The newly Republican-majority National Labor Relations Board (“NLRB” or “Board”) has wasted no time setting aside controversial Obama-era Board decisions. This week’s blog focuses on last week’s decision in The Boeing Company, which concerns the legality of employee handbook rules. Next week we will discuss the Board’s reversal of the Obama-era rule governing joint employer status.
During President Obama’s administration, the Board expanded its reach into non-unionized workplaces through its enforcement of employees’ right to engage in protected concerted activities under Section 7 of the National Labor Relations Act (“NLRA”). The Obama Board “invalidated a large number of common-sense rules and requirements that most people would reasonably expect every employer to maintain.” It did so under the test set forth in Lutheran Heritage Village-Livonia, which asked whether employees “would reasonably construe [a policy] to prohibit Section 7 activity.”
Applying this test, the administrative law judge in The Boeing Company invalidated Boeing’s policy restricting cameras and recording devices Lutheran Heritage test. The Board reversed the judge’s decision and overruled Lutheran Heritage test, reasoning that that test improperly failed to take into account legitimate justifications that may support management policies, rules, and handbook provisions. The Board held that, when evaluating facially-neutral policies, rules and handbook provisions, it must evaluate: (a) the nature and extent of the potential impact on NLRA rights, and (b) legitimate justifications associated with the rule. The Board further stated that it will categorize workplace rules in its future cases, in order to provide clarity and certainty to employers.
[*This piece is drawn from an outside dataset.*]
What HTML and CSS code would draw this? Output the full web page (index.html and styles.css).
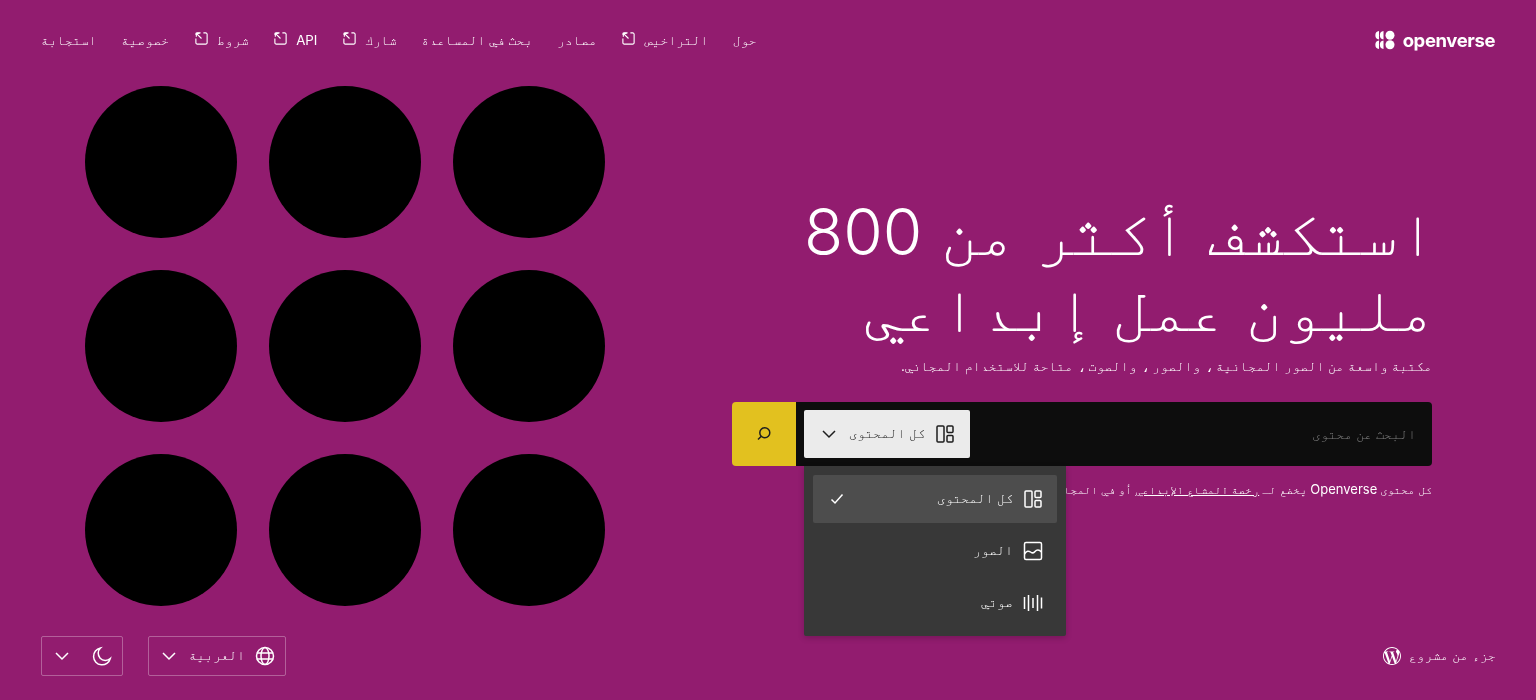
FILE: index.html
```html
<!DOCTYPE html>
<html lang="ar" dir="rtl">
<head>
  <meta charset="utf-8">
  <title>Openverse</title>
  <link rel="stylesheet" href="styles.css">
</head>
<body>
<svg class="icon-defs" width="0" height="0">
  <symbol id="ext" viewBox="0 0 16 16">
    <path d="M7 2H3.500A1.500 1.500 0 0 0 2 3.500V4M2 8v4.500A1.500 1.500 0 0 0 3.500 14h9a1.500 1.500 0 0 0 1.500-1.500v-9A1.500 1.500 0 0 0 12.500 2H10" fill="none" stroke="currentColor" stroke-width="1.200"/>
    <path d="M2.500 2.500 8 8M2.500 6V2.500H6" fill="none" stroke="currentColor" stroke-width="1.200"/>
  </symbol>
  <symbol id="all" viewBox="0 0 24 24">
    <rect x="4" y="4" width="7" height="16" rx="1" fill="none" stroke="currentColor" stroke-width="1.500"/>
    <rect x="14" y="4" width="6" height="6.500" rx="1" fill="none" stroke="currentColor" stroke-width="1.500"/>
    <rect x="14" y="13.500" width="6" height="6.500" rx="1" fill="none" stroke="currentColor" stroke-width="1.500"/>
  </symbol>
  <symbol id="chev" viewBox="0 0 24 24">
    <path d="M6 9l6 6 6-6" fill="none" stroke="currentColor" stroke-width="1.500"/>
  </symbol>
</svg>

<header class="top">
  <a class="logo">
    <span class="logo-text" dir="ltr">openverse</span>
    <svg width="20" height="20" viewBox="0 0 20 20">
      <path d="M4 1a4.300 4.300 0 0 0 0 8.500zM8.500 1a4.300 4.300 0 0 0 0 8.500zM4 10.500a4.300 4.300 0 0 0 0 8.500zM8.500 10.500a4.300 4.300 0 0 0 0 8.500z" fill="#fff"/>
      <circle cx="15" cy="5.200" r="4.500" fill="#fff"/>
      <circle cx="15" cy="14.800" r="4.500" fill="#fff"/>
    </svg>
  </a>
  <nav class="nav">
    <a>حول</a>
    <a>التراخيص <svg class="ext"><use href="#ext"/></svg></a>
    <a>مصادر</a>
    <a>بحث في المساعدة</a>
    <a>شارك <svg class="ext"><use href="#ext"/></svg></a>
    <a>API <svg class="ext"><use href="#ext"/></svg></a>
    <a>شروط <svg class="ext"><use href="#ext"/></svg></a>
    <a>خصوصية</a>
    <a>استجابة</a>
  </nav>
</header>

<main class="main">
  <section class="hero">
    <h1>استكشف أكثر من 800 مليون عمل إبداعي</h1>
    <p class="sub">مكتبة واسعة من الصور المجانية ، والصور ، والصوت ، متاحة للاستخدام المجاني.</p>
    <form class="search">
      <div class="search-field">
        <input class="search-input" placeholder="البحث عن محتوى">
        <button type="button" class="type-btn">
          <svg class="i24"><use href="#all"/></svg>
          <span class="lift">كل المحتوى</span>
          <svg class="i24"><use href="#chev"/></svg>
        </button>
      </div>
      <button type="button" class="search-btn">
        <svg width="20" height="20" viewBox="0 0 20 20"><circle cx="10.800" cy="8.800" r="5" fill="none" stroke="#1e1e1e" stroke-width="1.500"/><path d="M7.300 12.300 4 15.500" stroke="#1e1e1e" stroke-width="1.500"/></svg>
      </button>
      <div class="menu">
        <div class="menu-row is-active">
          <svg class="i24"><use href="#all"/></svg>
          <span class="menu-label lift">كل المحتوى</span>
          <svg class="i24" viewBox="0 0 24 24"><path d="M6.500 12.500 10 16l7.500-8.500" fill="none" stroke="#fff" stroke-width="1.500"/></svg>
        </div>
        <div class="menu-row">
          <svg class="i24" viewBox="0 0 24 24"><rect x="3.500" y="3.500" width="17" height="17" rx="1.500" fill="none" stroke="currentColor" stroke-width="1.500"/><path d="M3.500 15c2-3 4-3.500 6-2s3 1.500 4.500-.5 4-2.500 6.500.5" fill="none" stroke="currentColor" stroke-width="1.500"/></svg>
          <span class="menu-label lift">الصور</span>
        </div>
        <div class="menu-row">
          <svg class="i24" viewBox="0 0 24 24"><path d="M3.500 6v12M7.500 4v16M12 7v10M16.500 4v16M20.500 6.500v11" fill="none" stroke="currentColor" stroke-width="1.500"/></svg>
          <span class="menu-label lift">صوتي</span>
        </div>
      </div>
    </form>
    <p class="note">كل محتوى <span class="note-brand">Openverse</span> يخضع لـ <u>رخصة المشاع الإبداعي</u> أو في المجال العام.</p>
  </section>

  <section class="dots">
    <div class="dot"></div><div class="dot"></div><div class="dot"></div>
    <div class="dot"></div><div class="dot"></div><div class="dot"></div>
    <div class="dot"></div><div class="dot"></div><div class="dot"></div>
  </section>
</main>

<footer class="bottom">
  <a class="wp">
    <span class="lift">جزء من مشروع</span>
    <svg width="18" height="18" viewBox="0 0 24 24"><path fill="#fff" d="M21.469 6.825c.84 1.537 1.318 3.3 1.318 5.175 0 3.979-2.156 7.456-5.363 9.325l3.295-9.527c.615-1.54.82-2.771.82-3.864 0-.405-.026-.78-.07-1.11m-7.981.105c.647-.03 1.232-.105 1.232-.105.582-.075.514-.93-.067-.899 0 0-1.755.135-2.88.135-1.064 0-2.85-.15-2.85-.15-.585-.03-.661.855-.075.885 0 0 .54.061 1.125.09l1.68 4.605-2.37 7.08L5.354 6.9c.649-.03 1.234-.1 1.234-.1.585-.075.516-.93-.065-.896 0 0-1.746.138-2.874.138-.2 0-.438-.008-.69-.015C4.911 3.15 8.235 1.215 12 1.215c2.809 0 5.365 1.072 7.286 2.833-.046-.003-.091-.009-.141-.009-1.06 0-1.812.923-1.812 1.914 0 .89.513 1.643 1.06 2.531.411.72.89 1.643.89 2.977 0 .915-.354 1.994-.821 3.479l-1.075 3.585-3.9-11.61.001.014zM12 22.784c-1.059 0-2.081-.153-3.048-.437l3.237-9.406 3.315 9.087c.024.053.05.101.078.149-1.12.393-2.325.609-3.582.609M1.211 12c0-1.564.336-3.05.935-4.39L7.29 21.709C3.694 19.96 1.212 16.271 1.211 12M12 0C5.385 0 0 5.385 0 12s5.385 12 12 12 12-5.385 12-12S18.615 0 12 0"/></svg>
  </a>
  <div class="footer-tools">
    <div class="pick pick-lang">
      <svg class="i24" viewBox="0 0 24 24"><g fill="none" stroke="#fff" stroke-width="1.500"><circle cx="12" cy="12" r="8.500"/><ellipse cx="12" cy="12" rx="4" ry="8.500"/><path d="M3.800 9h16.400M3.800 15h16.400"/></g></svg>
      <span class="lift">العربية</span>
      <svg class="i24"><use href="#chev"/></svg>
    </div>
    <div class="pick pick-theme">
      <svg class="i24" viewBox="0 0 24 24"><path d="M10.500 4a8.500 8.500 0 1 0 9.800 10.500 7 7 0 0 1-9.800-10.500z" fill="none" stroke="#fff" stroke-width="1.500"/></svg>
      <svg class="i24"><use href="#chev"/></svg>
    </div>
  </div>
</footer>
</body>
</html>
```

FILE: styles.css
```css
* {
  box-sizing: border-box;
}

body {
  margin: 0;
  height: 700px;
  overflow: hidden;
  display: flex;
  flex-direction: column;
  background-color: #921c6f;
  color: #fff;
  font-family: Inter, FreeMono, "DejaVu Sans Mono", monospace;
  will-change: transform;
}

.icon-defs {
  position: absolute;
}

.i24 {
  width: 24px;
  height: 24px;
  flex: none;
}

/* the arabic fallback sits a px low in flex rows */
.lift {
  padding-bottom: 2px;
}

.top {
  height: 80px;
  flex: none;
  padding: 0 41px;
  display: flex;
  align-items: center;
  justify-content: space-between;
}

.logo {
  display: flex;
  align-items: center;
  gap: 8px;
}

.logo-text {
  font-size: 18.5px;
  font-weight: 700;
  letter-spacing: -0.4px;
}

.nav {
  display: flex;
  gap: 24.5px;
  font-size: 13.3px;
}

.nav a {
  display: flex;
  align-items: center;
  gap: 8px;
  padding-bottom: 1px;
}

.ext {
  width: 15px;
  height: 15px;
  margin-top: -3px;
}

.main {
  flex: 1;
  display: flex;
  justify-content: space-between;
  padding: 6px 104px 0 85px;
}

.hero {
  width: 700px;
  padding-top: 108.4px;
}

.hero h1 {
  margin: 0 -5px 0 0;
  font-size: 64px;
  line-height: 76px;
  font-weight: 300;
}

.sub {
  margin: 10px 0 0;
  font-size: 13.4px;
  line-height: 20px;
}

.search {
  position: relative;
  margin-top: 25.6px;
  height: 64px;
  display: flex;
}

.search-field {
  flex: 1;
  display: flex;
  align-items: center;
  padding: 8px;
  background-color: #0d0d0d;
  border-radius: 0 4px 4px 0;
}

.search-input {
  flex: 1;
  min-width: 0;
  padding: 0 8px;
  border: 0;
  outline: 0;
  background: none;
  color: #fff;
  font: 13.33px Inter, FreeMono, "DejaVu Sans Mono", monospace;
}

.search-input::placeholder {
  color: #808080;
}

.type-btn {
  width: 166px;
  height: 48px;
  padding: 0 13px;
  display: flex;
  align-items: center;
  gap: 8px;
  border: 0;
  border-radius: 2px;
  background-color: #ebebeb;
  color: #1e1e1e;
  font: 13.33px Inter, FreeMono, "DejaVu Sans Mono", monospace;
}

.type-btn span {
  flex: 1;
  text-align: right;
}

.search-btn {
  width: 64px;
  flex: none;
  display: flex;
  align-items: center;
  justify-content: center;
  border: 0;
  border-radius: 4px 0 0 4px;
  background-color: #e2c11f;
}

.menu {
  position: absolute;
  top: 64px;
  left: 72px;
  z-index: 2;
  width: 262px;
  height: 170px;
  padding: 9px;
  background-color: #383838;
  border-radius: 0 0 2px 2px;
  box-shadow: 0 2px 6px rgba(0, 0, 0, 0.2);
}

.menu-row {
  height: 48px;
  margin-bottom: 4px;
  padding: 0 12px;
  display: flex;
  align-items: center;
  gap: 8px;
  border-radius: 2px;
  font-size: 13.33px;
}

.menu-row.is-active {
  background-color: #4d4d4d;
}

.menu-label {
  flex: 1;
}

.note {
  margin: 15px 0 0;
  font-size: 11.5px;
  line-height: 16px;
  white-space: nowrap;
  overflow: hidden;
}

.note-brand {
  font-size: 13px;
}

.dots {
  width: 520px;
  height: 520px;
  display: grid;
  grid-template-columns: repeat(3, 152px);
  grid-auto-rows: 152px;
  gap: 32px;
}

.dot {
  border-radius: 50%;
  background-color: #000;
}

.bottom {
  height: 64px;
  flex: none;
  padding: 0 40px 24px 41px;
  display: flex;
  align-items: center;
  justify-content: space-between;
  font-size: 13.33px;
}

.wp {
  display: flex;
  align-items: center;
  gap: 8px;
}

.footer-tools {
  display: flex;
  gap: 25px;
}

.pick {
  height: 40px;
  padding: 0 8px;
  display: flex;
  align-items: center;
  gap: 8px;
  border: 1px solid rgba(255, 255, 255, 0.3);
  border-radius: 2px;
}

.pick-lang {
  width: 138px;
}

.pick-lang span {
  flex: 1;
}

.pick-theme {
  width: 82px;
  justify-content: space-between;
}
```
Applying the new test, the Board held that although Boeing’s no-camera rule could in some circumstances impact employees’ engagement in protected concerted activity, the slight adverse impact was outweighed by the substantial security and confidentiality justifications associated with Boeing’s rule.
The Board’s updated test for employee handbook policies gives employers greater flexibility in implementing social media policies, no-recording or camera rules, or civility policies, where such policies are plainly supported by reasonable business justifications. Employers are cautioned to proceed carefully as the Board begins to decide cases under the new test, and are encouraged to consult with a labor attorney before implementing changes.
 The Boeing Company and Society of Professional Engineering Employees in Aerospace, IFPTE Local 2001, 365 NLRB No. 154 (Dec. 14, 2017) (“The Boeing Company”).
 Section 7 of the NLRA protects the rights of employees to form or join unions, bargain, or otherwise engage in concerted activities for their mutual aid or protection, and also protects the right to refrain from such activities. Section 8(a)(1) of the NLRA makes it an unfair labor practice “to interfere with, restrain, or coerce employees in the exercise of” their Section 7 rights. NLRA § 8(a)(1), 29 U.S.C. § 158(a)(1).
 The Boeing Company, 365 NLRB No. 154, slip op. at 2.
 Lutheran Heritage Village-Livonia, 343 NLRB 646 (2004) (“Lutheran Heritage”).
 The Boeing Company, 365 NLRB No. 154, slip op. at 1.